Have you ever heard the saying, "Lab-grown diamonds are just high-end fake diamonds! Take them to a pawn shop or jewelry store, shine a flashlight on them, or use a diamond tester pen, and they'll be exposed immediately!"
To unravel this mystery, we decided to conduct a "blind test." We brought a high-quality lab-grown diamond into a jewelry store specializing in diamonds.
The result? The pawn shop owner took out the most authoritative "thermal conductivity tester (diamond tester pen)" and pressed it against the diamond—"Beep—!" The green light came on, indicating it was a natural diamond. The owner examined it for a long time, then nodded and said, "This one has excellent color and clarity; it's a real diamond."
When we revealed that it was actually a "lab-grown diamond," the owner was initially stunned, then laughed and said, "Oh my, technology these days is truly amazing! You really can't tell the difference with the naked eye and traditional instruments!"

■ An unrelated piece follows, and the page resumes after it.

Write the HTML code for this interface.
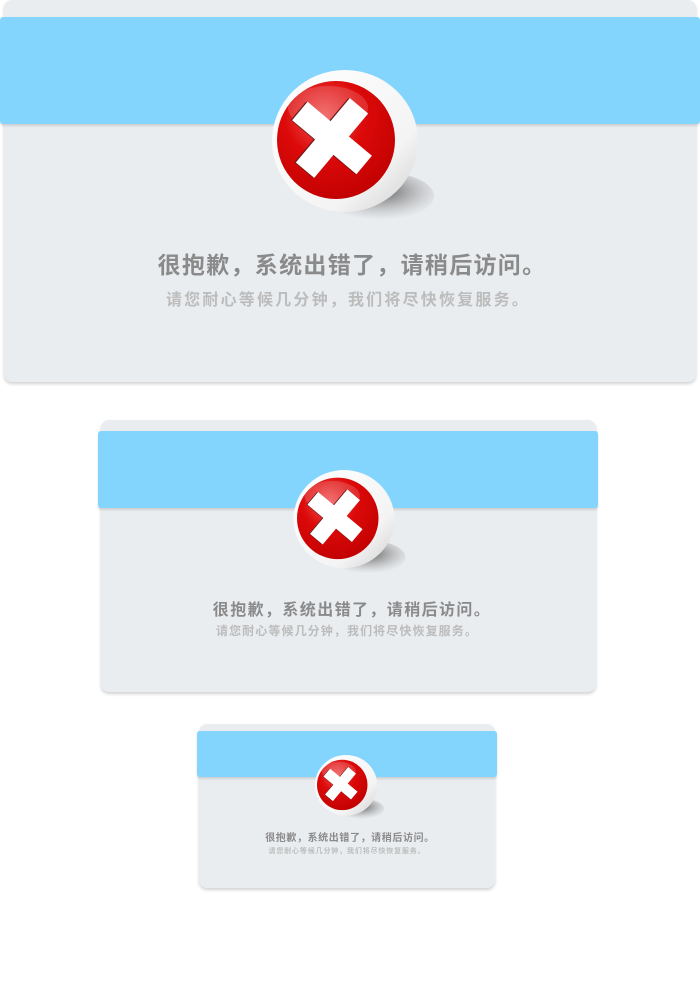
<!DOCTYPE html>
<html><head><meta charset="utf-8"><style>
html,body{margin:0;padding:0;background:#fff;width:700px;height:1000px;overflow:hidden;position:relative;font-family:"Liberation Sans","Noto Sans CJK SC",sans-serif;}
.card{position:absolute;background:#eaedf0;border-radius:8px;box-shadow:0 2px 3px rgba(0,0,0,0.18);}
.band{position:absolute;background:#83d5fd;box-shadow:0 2px 2px rgba(0,0,0,0.12);border-radius:3px;}
.icon{position:absolute;}
.t1,.t2{position:absolute;left:0;width:700px;text-align:center;font-weight:bold;white-space:nowrap;}
.t1{color:#8a8a8a}.t2{color:#bcbcbc}
</style></head><body>
<svg width="0" height="0" style="position:absolute">
<defs>
<radialGradient id="red" cx="0.4" cy="0.3" r="0.75"><stop offset="0" stop-color="#f05a5a"/><stop offset="0.45" stop-color="#dd0a0a"/><stop offset="1" stop-color="#c00000"/></radialGradient>
<radialGradient id="sh" cx="0.5" cy="0.4" r="0.6"><stop offset="0" stop-color="#444" stop-opacity="0.85"/><stop offset="1" stop-color="#999" stop-opacity="0"/></radialGradient>
<linearGradient id="wd" x1="0" y1="0" x2="1" y2="1"><stop offset="0" stop-color="#fff"/><stop offset="0.7" stop-color="#f4f4f4"/><stop offset="1" stop-color="#cfcfcf"/></linearGradient>
<g id="ic">
<ellipse cx="110" cy="126" rx="54" ry="24" fill="url(#sh)"/>
<ellipse cx="75" cy="71" rx="73" ry="71" fill="url(#wd)"/>
<circle cx="66" cy="70" r="59" fill="url(#red)"/>
<ellipse cx="58" cy="38" rx="40" ry="22" fill="#fff" opacity="0.15"/>
<g transform="translate(62,68) rotate(40)">
<polygon points="-12,-42 12,-42 12,-12 42,-12 42,12 12,12 12,42 -12,42 -12,12 -42,12 -42,-12 -12,-12" fill="#6a1a1a" transform="translate(-1.2,0.8)"/>
<polygon points="-12,-42 12,-42 12,-12 42,-12 42,12 12,12 12,42 -12,42 -12,12 -42,12 -42,-12 -12,-12" fill="#fff"/>
</g>
</g>
</defs></svg>

<div class="card" style="left:4px;top:0;width:692px;height:382px"></div>
<div class="band" style="left:0;top:17px;width:700px;height:107px"></div>
<svg class="icon" style="left:270px;top:70px" width="166" height="152" viewBox="0 0 166 152"><use href="#ic"/></svg>
<div class="t1" style="top:246px;font-size:23px;letter-spacing:1.3px;left:2px">很抱歉，系统出错了，请稍后访问。</div>
<div class="t2" style="top:286px;font-size:16px;letter-spacing:2.2px;left:-2px">请您耐心等候几分钟，我们将尽快恢复服务。</div>

<div class="card" style="left:101px;top:420px;width:495px;height:272px"></div>
<div class="band" style="left:98px;top:431px;width:500px;height:77px"></div>
<svg class="icon" style="left:292px;top:470px" width="115" height="105" viewBox="0 0 166 152"><use href="#ic"/></svg>
<div class="t1" style="top:596px;font-size:16px;letter-spacing:1.4px;left:2px">很抱歉，系统出错了，请稍后访问。</div>
<div class="t2" style="top:622px;font-size:12px;letter-spacing:1.1px;left:-3px">请您耐心等候几分钟，我们将尽快恢复服务。</div>

<div class="card" style="left:199px;top:724px;width:296px;height:164px"></div>
<div class="band" style="left:197px;top:731px;width:300px;height:46px"></div>
<svg class="icon" style="left:314px;top:755px" width="71" height="65" viewBox="0 0 166 152"><use href="#ic"/></svg>
<div class="t1" style="top:829px;font-size:10px;letter-spacing:0.6px;left:0px">很抱歉，系统出错了，请稍后访问。</div>
<div class="t2" style="top:846px;font-size:7px;letter-spacing:0.85px;left:-3px">请您耐心等候几分钟，我们将尽快恢复服务。</div>
</body></html>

🧐 Why can't even a diamond tester pen tell the difference? Because it "is a real diamond"!
Many people's biggest concern is: "Are lab-grown diamonds fake diamonds? Are they like moissanite and cubic zirconia, just imitations that look like diamonds?"
International authoritative appraisal institutions like GIA and the US Federal Trade Commission (FTC) have officially stated that lab-grown diamonds are "real diamonds."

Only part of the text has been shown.